The symptoms of Zika tend to be mild and usually last from several days to a week. Both hospitalization and death rates are low, and the most common symptoms include fever, a rash, muscle pain and conjunctivitis.

However, despite the mild symptoms, the disease still poses a risk, particularly when it infects a pregnant woman. The disease can spread to her unborn baby, causing severe birth defects and brain injury.

The most recent Zika virus epidemic occurred between 2015-2016 when it spread across the American continent – encompassing North America, South America and Central America – as well as the Caribbean. At the time, it was estimated that 1.5 million people were infected in Brazil alone, causing 3,500 instances of birth defects.

Similar to the COVID-19 pandemic, albeit on a smaller scale, a number of countries issued travel warnings and there were concerns over the 2016 Rio de Janeiro Summer Olympics sparking widespread transmission. However, these concerns did not materialize, and by November 2016, the WHO declared that Zika was no longer a global emergency.
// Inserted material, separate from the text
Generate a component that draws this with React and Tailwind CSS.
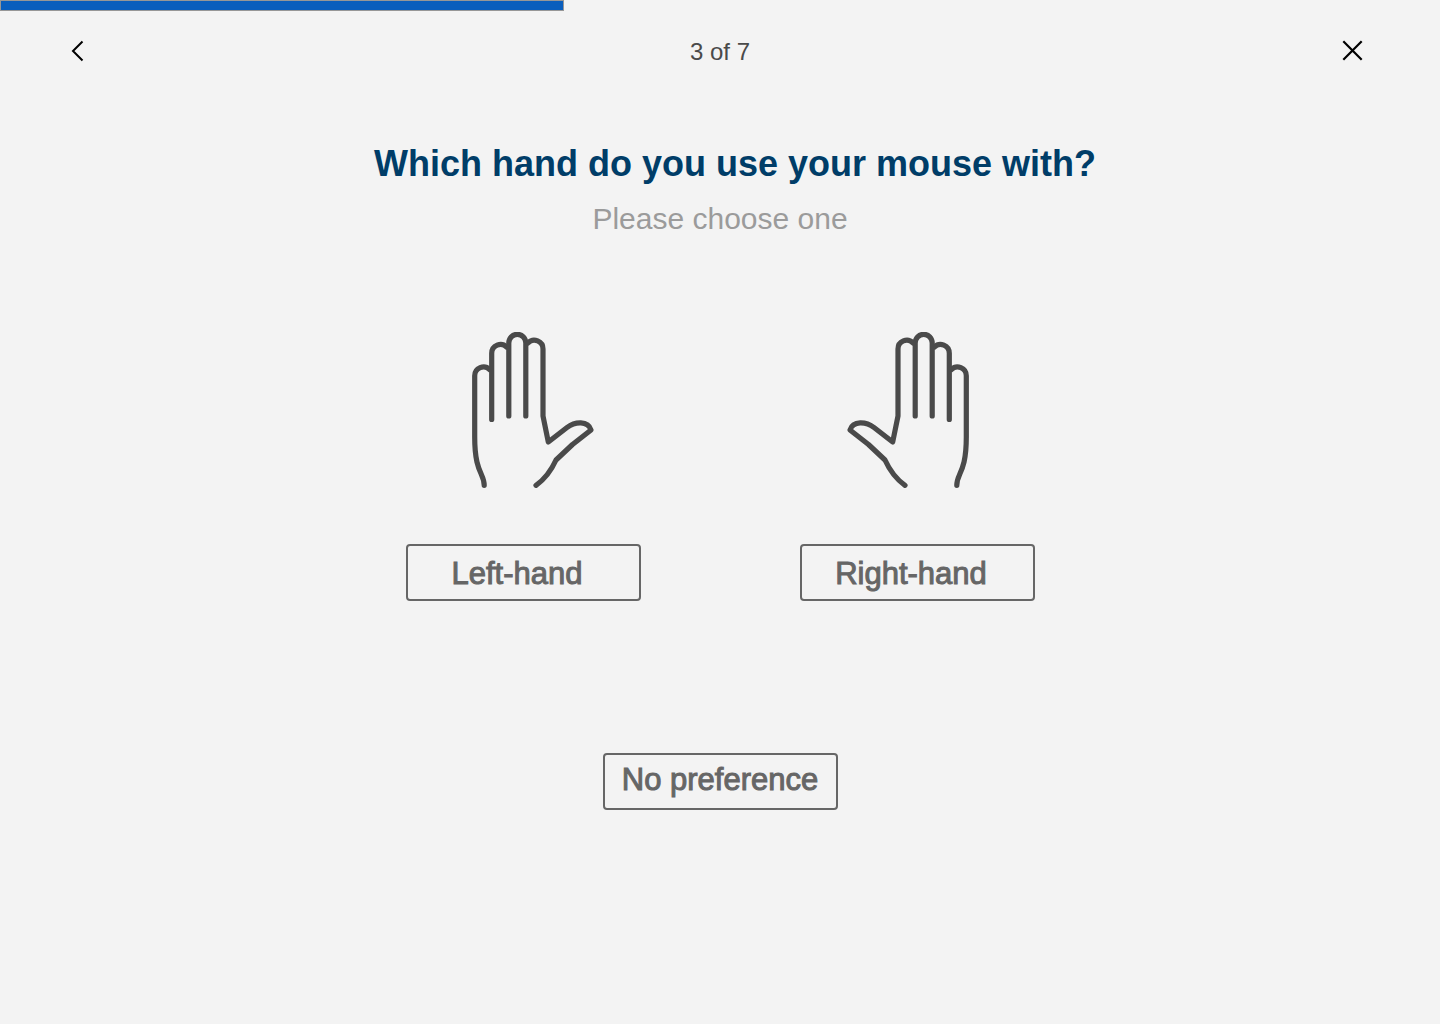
import React from "react";

function HandIcon({ className = "" }) {
  return (
    <svg
      viewBox="12 12 122 157"
      className={`h-[157px] w-[122px] ${className}`}
      fill="none"
      stroke="#4a4a4a"
      strokeWidth="5.2"
      strokeLinecap="round"
      strokeLinejoin="round"
      aria-hidden="true"
    >
      <path d="M24.2 165.3C24.2 153 14.7 153 14.7 117V55.800a8.800 8.800 0 0 1 15 -6.200" />
      <path d="M31.700 99.500V33.300a8.800 8.800 0 0 1 15 -6.200" />
      <path d="M48.800 96V23a8.500 8.700 0 0 1 17 0V96" />
      <path d="M68 23a8.700 8.700 0 0 1 15 6.200V96L88.300 122L107 107.500C115 101.500 128 100.500 131 110L112.500 124.500L96 140C91 151 85 159 76 165.300" />
    </svg>
  );
}

const choiceClass =
  "flex h-[57px] w-[235px] justify-center rounded border-2 border-[#666666] text-[31px] leading-9 whitespace-nowrap text-[#666666] [-webkit-text-stroke:1px_#666666]";

function Choice({ label, hand, handClass }) {
  return (
    <div className="flex flex-col items-center gap-[55px]">
      <div className={handClass}>{hand}</div>
      <button type="button" className={`${choiceClass} pt-[10px] pr-3`}>
        {label}
      </button>
    </div>
  );
}

export default function App() {
  return (
    <div className="min-h-screen bg-[#f3f3f3] font-['Liberation_Sans',Arial,sans-serif]">
      <div
        role="progressbar"
        aria-label="Survey progress"
        aria-valuenow={3}
        aria-valuemin={0}
        aria-valuemax={7}
        className="h-[11px]"
      >
        <div className="h-full w-[564px] max-w-full border border-[#979797] bg-[#0a5ebd]" />
      </div>

      <header className="grid h-20 grid-cols-3 items-center px-16">
        <button type="button" aria-label="Back" className="flex size-7 items-center justify-center">
          <svg viewBox="0 0 28 28" className="size-7" fill="none" stroke="#000" strokeWidth="2">
            <path d="M18.500 4.500L9 14L18.500 23.500" />
          </svg>
        </button>
        <p className="pt-px text-center text-2xl text-[#4a4a4a]">3 of 7</p>
        <button
          type="button"
          aria-label="Close"
          className="mr-[10px] flex size-7 items-center justify-center justify-self-end"
        >
          <svg viewBox="0 0 28 28" className="size-7" fill="none" stroke="#000" strokeWidth="2.2">
            <path d="M5.300 4.300L23.700 22.700M23.700 4.300L5.300 22.700" />
          </svg>
        </button>
      </header>

      <main className="flex flex-col items-center">
        <h1 className="mt-[51px] pl-[30px] text-center text-4xl leading-11 font-bold text-[#003d68]">
          Which hand do you use your mouse with?
        </h1>
        <p className="mt-[15px] text-center text-[30px] leading-9 text-[#9b9b9b]">Please choose one</p>

        <div className="mt-[95px] flex flex-wrap justify-center gap-x-[159px] gap-y-12">
          <Choice label="Left-hand" hand={<HandIcon />} handClass="pl-[19px]" />
          <Choice label="Right-hand" hand={<HandIcon className="-scale-x-100" />} handClass="pr-[19px]" />
        </div>

        <button type="button" className={`${choiceClass} mt-[152px] pt-[7px]`}>
          No preference
        </button>
      </main>
    </div>
  );
}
Severe Acute Respiratory Syndrome (SARS)

SARS is a viral respiratory infectious disease, originating in China in 2002 and caused by a coronavirus known as SARS-CoV-1. The virus was simply referred to as SARS-CoV until December 2020, when a new strain was identified, ultimately creating the COVID-19 pandemic.

The first known outbreak of the disease occurred in China in November 2002 and quickly spread across the Asian continent and beyond, causing the 2002-2004 SARS epidemic.

The symptoms of the original coronavirus disease share strong similarities with the strain responsible for the COVID-19 pandemic. The milder symptoms included high fever, headache, muscle pain, loss of appetite and fatigue. However, when the infection reached the stage in which it affects the respiratory system, it caused severe breathing difficulties and a lack of oxygen in the blood.

While SARS caused a relatively low number of infections in comparison to the other epidemics listed, it had a mortality rate of 11%, causing 775 deaths in just eight months.

Although the virus disappeared almost as fast as it appeared, with not a single case of it being reported since late 2004, there is no guarantee that it won’t reappear in the future. And indeed, as seen by the 525 million COVID-19 cases recorded worldwide to date, even if the original strain of the virus is no longer a risk, variants may emerge.